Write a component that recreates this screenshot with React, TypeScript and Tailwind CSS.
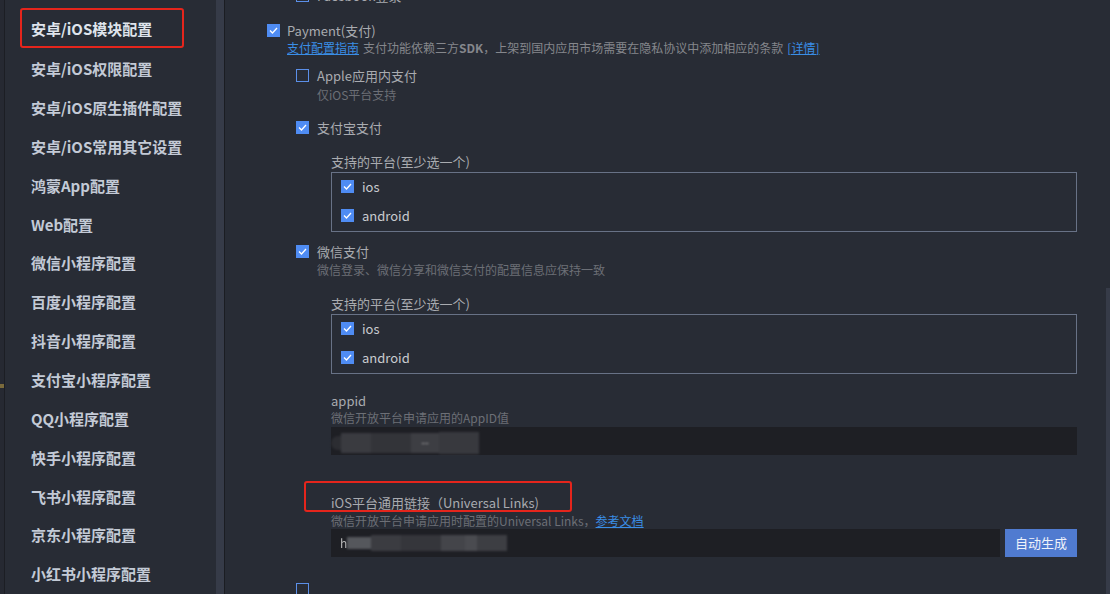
import React from "react";

const font = "font-['Microsoft_YaHei','Noto_Sans_CJK_SC',sans-serif]";

const navItems = [
  "安卓/iOS模块配置",
  "安卓/iOS权限配置",
  "安卓/iOS原生插件配置",
  "安卓/iOS常用其它设置",
  "鸿蒙App配置",
  "Web配置",
  "微信小程序配置",
  "百度小程序配置",
  "抖音小程序配置",
  "支付宝小程序配置",
  "QQ小程序配置",
  "快手小程序配置",
  "飞书小程序配置",
  "京东小程序配置",
  "小红书小程序配置",
];

const Check = ({ on = true }: { on?: boolean }) =>
  on ? (
    <span className="w-[13px] h-[13px] shrink-0 bg-[#4f8cf3] flex items-center justify-center">
      <svg width="9" height="7" viewBox="0 0 9 7" fill="none">
        <path d="M1 3.5 L3.5 6 L8 1" stroke="#fff" strokeWidth="1.3" />
      </svg>
    </span>
  ) : (
    <span className="w-[13px] h-[13px] shrink-0 border border-[#5b8fe8] box-border" />
  );

const Platforms = () => (
  <div className="h-[60px] w-[746px] border border-[#687286] flex flex-col pl-[9px] pt-[7px] gap-[15px]">
    {["ios", "android"].map((p) => (
      <div key={p} className="h-[14px] flex items-center gap-[8px]">
        <Check />
        <span className="text-[13px] text-[#c9cbd0]">{p}</span>
      </div>
    ))}
  </div>
);

export default function App() {
  return (
    <div className={`w-[1110px] h-[594px] overflow-hidden flex bg-[#282c35] ${font}`}>
      {/* sidebar */}
      <div className="w-[216px] h-full flex">
        <div className="w-[4px] h-full bg-[#262932] relative">
          <span className="absolute left-0 top-[384px] w-[4px] h-[4px] bg-[#7a6a3c]" />
        </div>
        <div className="w-[1px] h-full bg-[#1c1e24]" />
        <div className="flex-1 flex flex-col pt-[8px] pl-[15px]">
          {navItems.map((n, i) => (
            <div
              key={n}
              className={
                "flex items-center text-[15px] font-bold " +
                (i === 0
                  ? "w-[164px] h-[40px] pl-[9px] pt-[3px] mb-[2px] border-2 border-[#e5251c] rounded-[3px] text-[#dfe4ec]"
                  : "h-[39px] pl-[11px] text-[#c3cad6]")
              }
            >
              {n}
            </div>
          ))}
        </div>
      </div>
      <div className="w-[8px] h-full bg-[#363b48]" />
      <div className="w-[1px] h-full bg-[#1b1d22]" />

      {/* content */}
      <div className="flex-1 h-full flex">
        <div className="flex-1 flex flex-col pl-[42px] -mt-[14px]">
          {/* Facebook row, cut off */}
          <div className="h-[20px] pl-[29px] flex items-center gap-[8px]">
            <Check on={false} />
            <span className="text-[13px] text-[#a9abb0]">Facebook登录</span>
          </div>

          {/* Payment */}
          <div className="mt-[16px] h-[18px] flex items-center gap-[7px]">
            <Check />
            <span className="text-[13px] text-[#a9abb0]">Payment(支付)</span>
          </div>
          <div className="h-[16px] pl-[20px] flex items-center text-[12px] text-[#85878c] whitespace-nowrap">
            <span className="text-[#3a8ee6] underline">支付配置指南</span>
            <span className="ml-[4px]">支付功能依赖三方<b className="font-semibold">SDK</b>，上架到国内应用市场需要在隐私协议中添加相应的条款</span>
            <span className="ml-[4px] text-[#3a8ee6] underline">[详情]</span>
          </div>

          <div className="pl-[29px] flex flex-col">
            {/* Apple */}
            <div className="mt-[11px] h-[18px] flex items-center gap-[8px]">
              <Check on={false} />
              <span className="text-[13px] text-[#a9abb0]">Apple应用内支付</span>
            </div>
            <div className="mt-[2px] h-[16px] pl-[21px] flex items-center text-[12px] text-[#6c6f76]">仅iOS平台支持</div>

            {/* Alipay */}
            <div className="mt-[16px] h-[18px] flex items-center gap-[8px]">
              <Check />
              <span className="text-[13px] text-[#a9abb0]">支付宝支付</span>
            </div>
            <div className="pl-[35px] flex flex-col">
              <div className="mt-[17px] h-[16px] flex items-center text-[13px] text-[#a9abb0]">支持的平台(至少选一个)</div>
              <div className="mt-[2px]">
                <Platforms />
              </div>
            </div>

            {/* WeChat */}
            <div className="mt-[11px] h-[18px] flex items-center gap-[8px]">
              <Check />
              <span className="text-[13px] text-[#a9abb0]">微信支付</span>
            </div>
            <div className="mt-[1px] h-[16px] pl-[21px] flex items-center text-[12px] text-[#6c6f76]">微信登录、微信分享和微信支付的配置信息应保持一致</div>
            <div className="pl-[35px] flex flex-col">
              <div className="mt-[18px] h-[16px] flex items-center text-[13px] text-[#a9abb0]">支持的平台(至少选一个)</div>
              <div className="mt-[2px]">
                <Platforms />
              </div>

              <div className="mt-[18px] h-[18px] flex items-center text-[13px] text-[#a9abb0]">appid</div>
              <div className="h-[16px] flex items-center text-[12px] text-[#6c6f76]">微信开放平台申请应用的AppID值</div>
              <div className="mt-[1px] h-[28px] w-[746px] bg-[#1e1f24] flex items-center">
                <div className="flex items-center h-[24px] blur-[1px] mt-[4px]">
                  <span className="w-[10px] h-[14px] bg-[#2c2d32] rounded-l-full" />
                  <span className="w-[30px] h-[20px] bg-[#3a3b40]" />
                  <span className="w-[40px] h-[20px] bg-[#333439]" />
                  <span className="w-[28px] h-[20px] bg-[#3d3e43] flex items-center justify-center text-[11px] text-[#b0b0b0]">--</span>
                  <span className="w-[40px] h-[22px] bg-[#38393e]" />
                </div>
              </div>
            </div>

            {/* Universal links */}
            <div className="pl-[35px] flex flex-col">
              <div className="relative mt-[39px] h-[18px] flex items-center text-[13px] text-[#a9abb0] whitespace-nowrap">
                iOS平台通用链接（Universal Links)
                <span className="absolute -left-[27px] -top-[13px] w-[268px] h-[31px] border-2 border-[#e5251c] rounded-[3px]" />
              </div>
              <div className="mt-[1px] h-[16px] flex items-center text-[12px] text-[#6c6f76] whitespace-nowrap">
                微信开放平台申请应用时配置的Universal Links，
                <span className="text-[#3a8ee6] underline">参考文档</span>
              </div>
              <div className="h-[28px] flex gap-[5px]">
                <div className="w-[669px] h-full bg-[#1e1f24] flex items-center pl-[9px]">
                  <span className="text-[12px] text-[#b8b8b8] blur-[0.4px]">h</span>
                  <div className="flex items-center h-[18px] blur-[1px]">
                    <span className="w-[24px] h-[12px] bg-[#55575c]" />
                    <span className="w-[30px] h-[16px] bg-[#3b3c41]" />
                    <span className="w-[40px] h-[16px] bg-[#35363b]" />
                    <span className="w-[24px] h-[16px] bg-[#44454a]" />
                    <span className="w-[12px] h-[16px] bg-[#4a4b50]" />
                    <span className="w-[30px] h-[16px] bg-[#3d3e43]" />
                  </div>
                </div>
                <button className="w-[72px] h-full bg-[#507bd0] text-[13px] text-[#eef2fa]">自动生成</button>
              </div>
            </div>

            <div className="mt-[24px] h-[18px] flex items-center gap-[8px]">
              <Check on={false} />
            </div>
          </div>
        </div>
        <div className="w-[4px] h-full flex flex-col">
          <div className="h-[288px]" />
          <div className="flex-1 bg-[#363b48]" />
        </div>
      </div>
    </div>
  );
}
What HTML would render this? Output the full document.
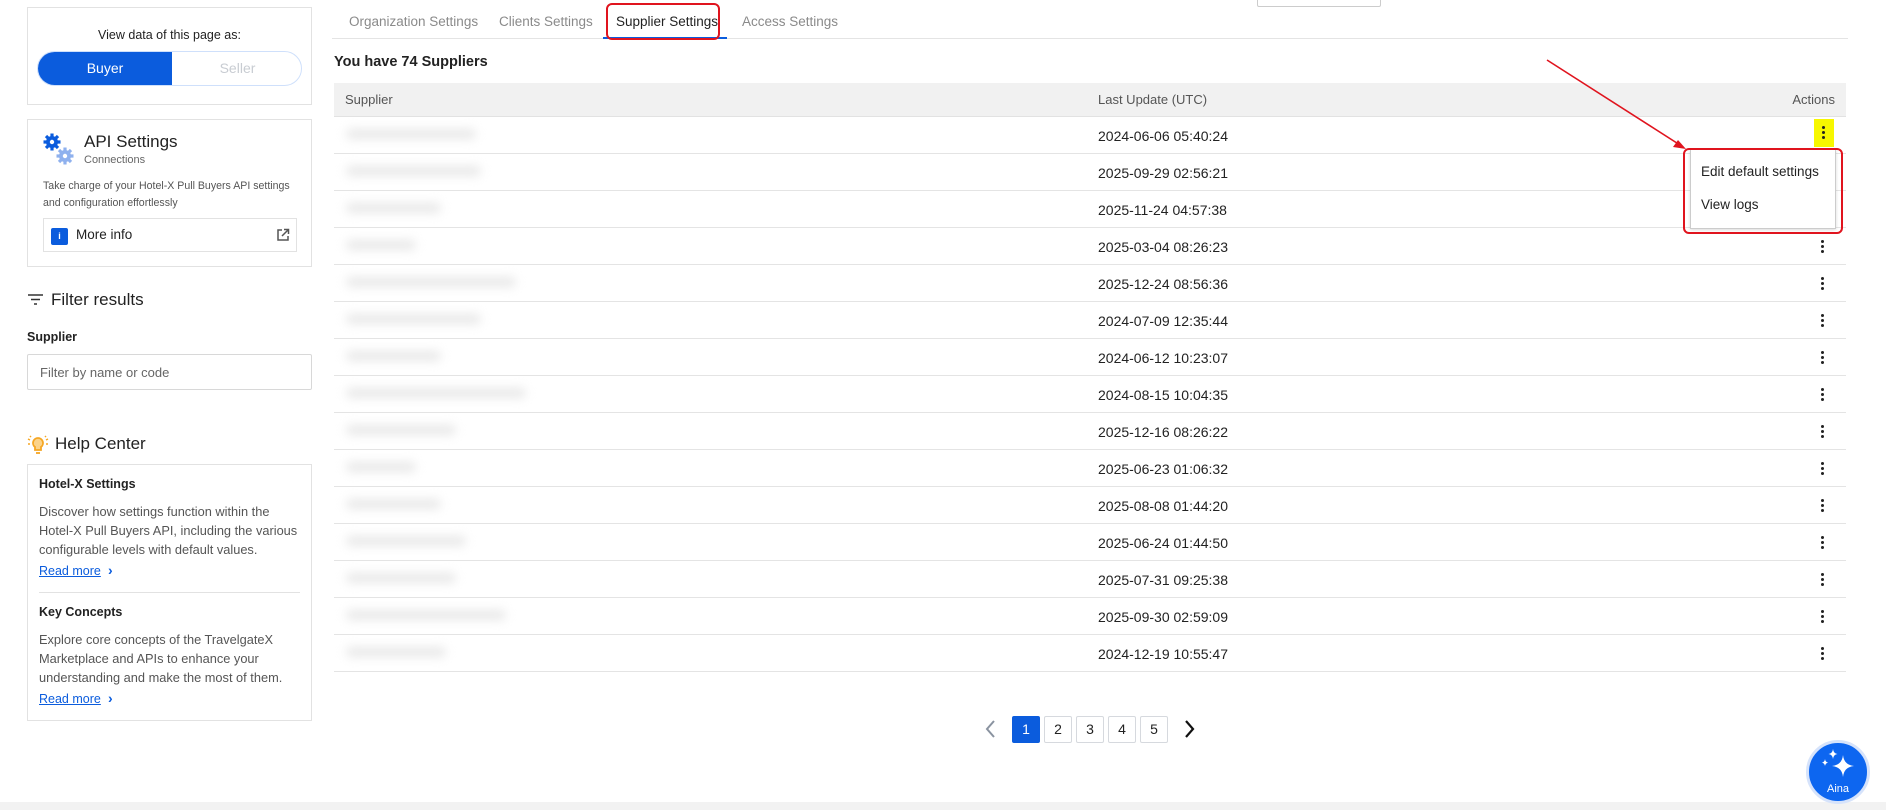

What needs to be done:
Pictures are to be left out; repeat all the remaining data exactly.

Answer:
Write a component that recreates this screenshot with React, TypeScript and Tailwind CSS.
import React from "react";

const font = "font-['Microsoft_YaHei','Noto_Sans_CJK_SC',sans-serif]";

const navItems = [
  "安卓/iOS模块配置",
  "安卓/iOS权限配置",
  "安卓/iOS原生插件配置",
  "安卓/iOS常用其它设置",
  "鸿蒙App配置",
  "Web配置",
  "微信小程序配置",
  "百度小程序配置",
  "抖音小程序配置",
  "支付宝小程序配置",
  "QQ小程序配置",
  "快手小程序配置",
  "飞书小程序配置",
  "京东小程序配置",
  "小红书小程序配置",
];

const Check = ({ on = true }: { on?: boolean }) =>
  on ? (
    <span className="w-[13px] h-[13px] shrink-0 bg-[#4f8cf3] flex items-center justify-center">
      <svg width="9" height="7" viewBox="0 0 9 7" fill="none">
        <path d="M1 3.5 L3.5 6 L8 1" stroke="#fff" strokeWidth="1.3" />
      </svg>
    </span>
  ) : (
    <span className="w-[13px] h-[13px] shrink-0 border border-[#5b8fe8] box-border" />
  );

const Platforms = () => (
  <div className="h-[60px] w-[746px] border border-[#687286] flex flex-col pl-[9px] pt-[7px] gap-[15px]">
    {["ios", "android"].map((p) => (
      <div key={p} className="h-[14px] flex items-center gap-[8px]">
        <Check />
        <span className="text-[13px] text-[#c9cbd0]">{p}</span>
      </div>
    ))}
  </div>
);

export default function App() {
  return (
    <div className={`w-[1110px] h-[594px] overflow-hidden flex bg-[#282c35] ${font}`}>
      {/* sidebar */}
      <div className="w-[216px] h-full flex">
        <div className="w-[4px] h-full bg-[#262932] relative">
          <span className="absolute left-0 top-[384px] w-[4px] h-[4px] bg-[#7a6a3c]" />
        </div>
        <div className="w-[1px] h-full bg-[#1c1e24]" />
        <div className="flex-1 flex flex-col pt-[8px] pl-[15px]">
          {navItems.map((n, i) => (
            <div
              key={n}
              className={
                "flex items-center text-[15px] font-bold " +
                (i === 0
                  ? "w-[164px] h-[40px] pl-[9px] pt-[3px] mb-[2px] border-2 border-[#e5251c] rounded-[3px] text-[#dfe4ec]"
                  : "h-[39px] pl-[11px] text-[#c3cad6]")
              }
            >
              {n}
            </div>
          ))}
        </div>
      </div>
      <div className="w-[8px] h-full bg-[#363b48]" />
      <div className="w-[1px] h-full bg-[#1b1d22]" />

      {/* content */}
      <div className="flex-1 h-full flex">
        <div className="flex-1 flex flex-col pl-[42px] -mt-[14px]">
          {/* Facebook row, cut off */}
          <div className="h-[20px] pl-[29px] flex items-center gap-[8px]">
            <Check on={false} />
            <span className="text-[13px] text-[#a9abb0]">Facebook登录</span>
          </div>

          {/* Payment */}
          <div className="mt-[16px] h-[18px] flex items-center gap-[7px]">
            <Check />
            <span className="text-[13px] text-[#a9abb0]">Payment(支付)</span>
          </div>
          <div className="h-[16px] pl-[20px] flex items-center text-[12px] text-[#85878c] whitespace-nowrap">
            <span className="text-[#3a8ee6] underline">支付配置指南</span>
            <span className="ml-[4px]">支付功能依赖三方<b className="font-semibold">SDK</b>，上架到国内应用市场需要在隐私协议中添加相应的条款</span>
            <span className="ml-[4px] text-[#3a8ee6] underline">[详情]</span>
          </div>

          <div className="pl-[29px] flex flex-col">
            {/* Apple */}
            <div className="mt-[11px] h-[18px] flex items-center gap-[8px]">
              <Check on={false} />
              <span className="text-[13px] text-[#a9abb0]">Apple应用内支付</span>
            </div>
            <div className="mt-[2px] h-[16px] pl-[21px] flex items-center text-[12px] text-[#6c6f76]">仅iOS平台支持</div>

            {/* Alipay */}
            <div className="mt-[16px] h-[18px] flex items-center gap-[8px]">
              <Check />
              <span className="text-[13px] text-[#a9abb0]">支付宝支付</span>
            </div>
            <div className="pl-[35px] flex flex-col">
              <div className="mt-[17px] h-[16px] flex items-center text-[13px] text-[#a9abb0]">支持的平台(至少选一个)</div>
              <div className="mt-[2px]">
                <Platforms />
              </div>
            </div>

            {/* WeChat */}
            <div className="mt-[11px] h-[18px] flex items-center gap-[8px]">
              <Check />
              <span className="text-[13px] text-[#a9abb0]">微信支付</span>
            </div>
            <div className="mt-[1px] h-[16px] pl-[21px] flex items-center text-[12px] text-[#6c6f76]">微信登录、微信分享和微信支付的配置信息应保持一致</div>
            <div className="pl-[35px] flex flex-col">
              <div className="mt-[18px] h-[16px] flex items-center text-[13px] text-[#a9abb0]">支持的平台(至少选一个)</div>
              <div className="mt-[2px]">
                <Platforms />
              </div>

              <div className="mt-[18px] h-[18px] flex items-center text-[13px] text-[#a9abb0]">appid</div>
              <div className="h-[16px] flex items-center text-[12px] text-[#6c6f76]">微信开放平台申请应用的AppID值</div>
              <div className="mt-[1px] h-[28px] w-[746px] bg-[#1e1f24] flex items-center">
                <div className="flex items-center h-[24px] blur-[1px] mt-[4px]">
                  <span className="w-[10px] h-[14px] bg-[#2c2d32] rounded-l-full" />
                  <span className="w-[30px] h-[20px] bg-[#3a3b40]" />
                  <span className="w-[40px] h-[20px] bg-[#333439]" />
                  <span className="w-[28px] h-[20px] bg-[#3d3e43] flex items-center justify-center text-[11px] text-[#b0b0b0]">--</span>
                  <span className="w-[40px] h-[22px] bg-[#38393e]" />
                </div>
              </div>
            </div>

            {/* Universal links */}
            <div className="pl-[35px] flex flex-col">
              <div className="relative mt-[39px] h-[18px] flex items-center text-[13px] text-[#a9abb0] whitespace-nowrap">
                iOS平台通用链接（Universal Links)
                <span className="absolute -left-[27px] -top-[13px] w-[268px] h-[31px] border-2 border-[#e5251c] rounded-[3px]" />
              </div>
              <div className="mt-[1px] h-[16px] flex items-center text-[12px] text-[#6c6f76] whitespace-nowrap">
                微信开放平台申请应用时配置的Universal Links，
                <span className="text-[#3a8ee6] underline">参考文档</span>
              </div>
              <div className="h-[28px] flex gap-[5px]">
                <div className="w-[669px] h-full bg-[#1e1f24] flex items-center pl-[9px]">
                  <span className="text-[12px] text-[#b8b8b8] blur-[0.4px]">h</span>
                  <div className="flex items-center h-[18px] blur-[1px]">
                    <span className="w-[24px] h-[12px] bg-[#55575c]" />
                    <span className="w-[30px] h-[16px] bg-[#3b3c41]" />
                    <span className="w-[40px] h-[16px] bg-[#35363b]" />
                    <span className="w-[24px] h-[16px] bg-[#44454a]" />
                    <span className="w-[12px] h-[16px] bg-[#4a4b50]" />
                    <span className="w-[30px] h-[16px] bg-[#3d3e43]" />
                  </div>
                </div>
                <button className="w-[72px] h-full bg-[#507bd0] text-[13px] text-[#eef2fa]">自动生成</button>
              </div>
            </div>

            <div className="mt-[24px] h-[18px] flex items-center gap-[8px]">
              <Check on={false} />
            </div>
          </div>
        </div>
        <div className="w-[4px] h-full flex flex-col">
          <div className="h-[288px]" />
          <div className="flex-1 bg-[#363b48]" />
        </div>
      </div>
    </div>
  );
}
What HTML would render this? Output the full document.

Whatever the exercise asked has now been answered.